I have been listening to a weekly podcast called “Serial” since its unveiling. The show is structured in a format where a long story is told piece by piece over a series of weeks kind of like a TV show might be or how I imagine an old radio drama would have been. This podcast has been on for 10 weeks now. The topic of this podcast is a murder trial that took place in the mid 90’s and the conviction of a defendant who at the time was in his teens. If this piques your interest go check it out. I will not get into the details of the story here.
I don’t know if the defendant was innocent or guilty and to me that is not the most interesting part. If the police arrested and the court convicted guilty man then I guess that is good. But what interests me is the theme of the investigation, which is the police work and trial that took place. It is a constant reminder to me of the flaws in our system. It is a good system but it is inherently flawed and open to manipulation and exploitation. In this podcast many questions are brought up and discussed. It seems hard to believe that this many things could be left open ended in a case and that so much evidence one thinks exists in a case was not present in this case.
This story reminds me of other stories I have heard or read about. The book “The Innocent Man” by John Grisham details the wrongful conviction of a man for murder who is sent to death row. This book show in disturbing detail the strange twists and turns an investigation and trial can take leading to an innocent man being sent to death row.
In a recent story a man in Texas is scheduled to be executed after being sentenced to death during a trial where he called Jesus and JFK to the stand. In this story the guilt of the man is not in question but the penalty is and the conduct of the court is. A man that is clearly mentally ill is allowed to represent himself and then sentenced to death despite the fact that it is illegal to execute someone who is insane.
When I hear of these strange occurrences in our criminal justice system It creates significant cognitive dissonance for me. It just does not commute. Growing up I learned how our justice system works and it seemed fool proof. Police investigate and arrest the guilty party based on evidence, the lawyers try the case with the facts weighed against reasonable doubt, and then the jury makes the decision based on the evidence. How could it go wrong? Apparently very, very easily and in so many little ways that all compound each other to make potential fiascoes like the few I’ve mentioned as well as I am sure countless others I am not even aware of.
I think part of the problem with accepting the faults in our system is that for the most part unless you work in the system or experience the system first hand most people are truly ignorant of how it works other than the cursory education we receive on the subject probably in elementary school. Then we grow up watching television shows about police and lawyers and courtrooms. In these TV shows everyone is honest and competent and respectful of the law. Justice is served. These are the ideas that permeate us as we grow up. Most people, myself included, probably get their knowledge of the criminal justice system from “Law and Order”. Don’t get me wrong I love “Law and Order” and other similar T shows but in those shows we only see the good stuff. The stuff that makes good TV. We don’t see the minutia, the mistakes, the errors, and we don’t see all the strange things that can apparently happening our system that we are never aware of until people report it to us.
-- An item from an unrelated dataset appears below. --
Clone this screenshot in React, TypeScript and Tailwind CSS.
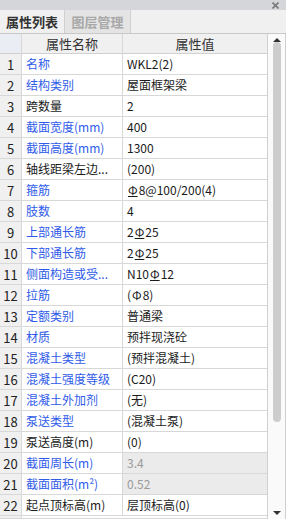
import React from "react";

type Row = { name: string; value: React.ReactNode; blue: boolean; disabled?: boolean };

const G = () => (
  <span className="inline-block px-[1px]" style={{ textDecoration: "underline", textUnderlineOffset: "1px" }}>
    Φ
  </span>
);
const P = () => <span className="inline-block px-[1px]">Φ</span>;

const rows: Row[] = [
  { name: "名称", value: "WKL2(2)", blue: true },
  { name: "结构类别", value: "屋面框架梁", blue: true },
  { name: "跨数量", value: "2", blue: false },
  { name: "截面宽度(mm)", value: "400", blue: true },
  { name: "截面高度(mm)", value: "1300", blue: true },
  { name: "轴线距梁左边...", value: "(200)", blue: false },
  { name: "箍筋", value: <><G />8@100/200(4)</>, blue: true },
  { name: "肢数", value: "4", blue: true },
  { name: "上部通长筋", value: <>2<G />25</>, blue: true },
  { name: "下部通长筋", value: <>2<G />25</>, blue: true },
  { name: "侧面构造或受...", value: <>N10<G />12</>, blue: true },
  { name: "拉筋", value: <>(<P />8)</>, blue: true },
  { name: "定额类别", value: "普通梁", blue: true },
  { name: "材质", value: "预拌现浇砼", blue: true },
  { name: "混凝土类型", value: "(预拌混凝土)", blue: true },
  { name: "混凝土强度等级", value: "(C20)", blue: true },
  { name: "混凝土外加剂", value: "(无)", blue: true },
  { name: "泵送类型", value: "(混凝土泵)", blue: true },
  { name: "泵送高度(m)", value: "(0)", blue: false },
  { name: "截面周长(m)", value: "3.4", blue: true, disabled: true },
  { name: "截面面积(m²)", value: "0.52", blue: true, disabled: true },
  { name: "起点顶标高(m)", value: "层顶标高(0)", blue: false },
];

export default function App() {
  return (
    <div
      className="w-[286px] h-[519px] overflow-hidden bg-[#f0f0f0] flex flex-col text-[12px] text-[#1a1a1a]"
      style={{ fontFamily: '"Noto Sans CJK SC", "Noto Sans", sans-serif' }}
    >
      {/* top bar */}
      <div className="h-[10px] shrink-0 bg-[#d5d6da] flex items-center justify-end pr-[7px]">
        <svg width="7" height="7" viewBox="0 0 7 7">
          <path d="M0.5 0.5 L6.5 6.5 M6.5 0.5 L0.5 6.5" stroke="#7a7a7a" strokeWidth="1.6" />
        </svg>
      </div>
      {/* tabs */}
      <div className="h-[24px] shrink-0 flex border-b border-[#c8c8c8] bg-[#f0f0f0]">
        <div className="w-[65px] flex items-center justify-center border-r border-[#d0d0d0] text-[13px] font-bold text-[#333] leading-none">
          属性列表
        </div>
        <div className="w-[66px] flex items-center justify-center border-r border-[#d0d0d0] bg-[#e4e4e4] text-[13px] font-bold text-[#a8a8a8] leading-none">
          图层管理
        </div>
      </div>
      {/* table + scrollbar */}
      <div className="flex flex-1 min-h-0">
        <div className="w-[268px] shrink-0 flex flex-col border-r border-[#d0d0d0] bg-white">
          {/* header */}
          <div className="h-[20px] shrink-0 flex bg-[#f0f0f0] border-b border-[#d0d0d0] text-[#333] text-[13px]">
            <div className="w-[22px] border-r border-[#d8d8d8] bg-[#eaeef4]" />
            <div className="w-[101px] border-r border-[#d8d8d8] flex items-center justify-center leading-none">属性名称</div>
            <div className="flex-1 flex items-center justify-center leading-none">属性值</div>
          </div>
          {rows.map((r, i) => (
            <div key={i} className="h-[21px] shrink-0 flex border-b border-[#d8d8d8] bg-white">
              <div className="w-[22px] shrink-0 bg-[#f0f0f0] border-r border-[#d8d8d8] flex items-center justify-center text-[13px] text-[#222] leading-none">
                {i + 1}
              </div>
              <div
                className={`w-[101px] shrink-0 border-r border-[#d8d8d8] flex items-center pl-[4px] whitespace-nowrap overflow-hidden leading-none ${
                  r.blue ? "text-[#2f5be8]" : "text-[#1a1a1a]"
                }`}
              >
                {r.name}
              </div>
              <div
                className={`flex-1 flex items-center pl-[4px] whitespace-nowrap overflow-hidden leading-none ${
                  r.disabled ? "bg-[#ebebeb] text-[#9a9a9a]" : "text-[#1a1a1a]"
                }`}
              >
                {r.value}
              </div>
            </div>
          ))}
          <div className="h-[3px] shrink-0 flex border-b border-[#d8d8d8]">
            <div className="w-[22px] bg-[#f0f0f0] border-r border-[#d8d8d8]" />
          </div>
        </div>
        {/* scrollbar */}
        <div className="w-[18px] shrink-0 bg-[#fafafa] flex flex-col items-center border-r border-[#d0d0d0]">
          <div className="h-[5px] mt-[3px] flex items-center justify-center">
            <div className="w-0 h-0 border-l-[4px] border-r-[4px] border-b-[4px] border-l-transparent border-r-transparent border-b-[#333]" />
          </div>
          <div className="w-[8px] h-[380px] rounded-[4px] bg-[#cdcdcd]" />
          <div className="flex-1" />
          <div className="h-[5px] mb-[4px] flex items-center justify-center">
            <div className="w-0 h-0 border-l-[4px] border-r-[4px] border-t-[4px] border-l-transparent border-r-transparent border-t-[#333]" />
          </div>
        </div>
      </div>
    </div>
  );
}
When I come across these instances of inconsistent execution of our criminal justice system it really makes me feel like any outcome is possible for anyone who is involved with the system. It is really a cause for concern for me. I don’t pretend to know how to fix it. That is for smarter people than I. But it does seem clear that we somehow need to do a better job on a variety of fronts. I don’t envy the jobs anyone in the legal system does from police to lawyers to judges and juries and all the support staff surrounding them. They have some of the most important jobs in the country and some of the most highly scrutinized jobs in the country.
I think for the most part our criminal justice system gets it right but when it goes off the rails, boy does it go off the rails.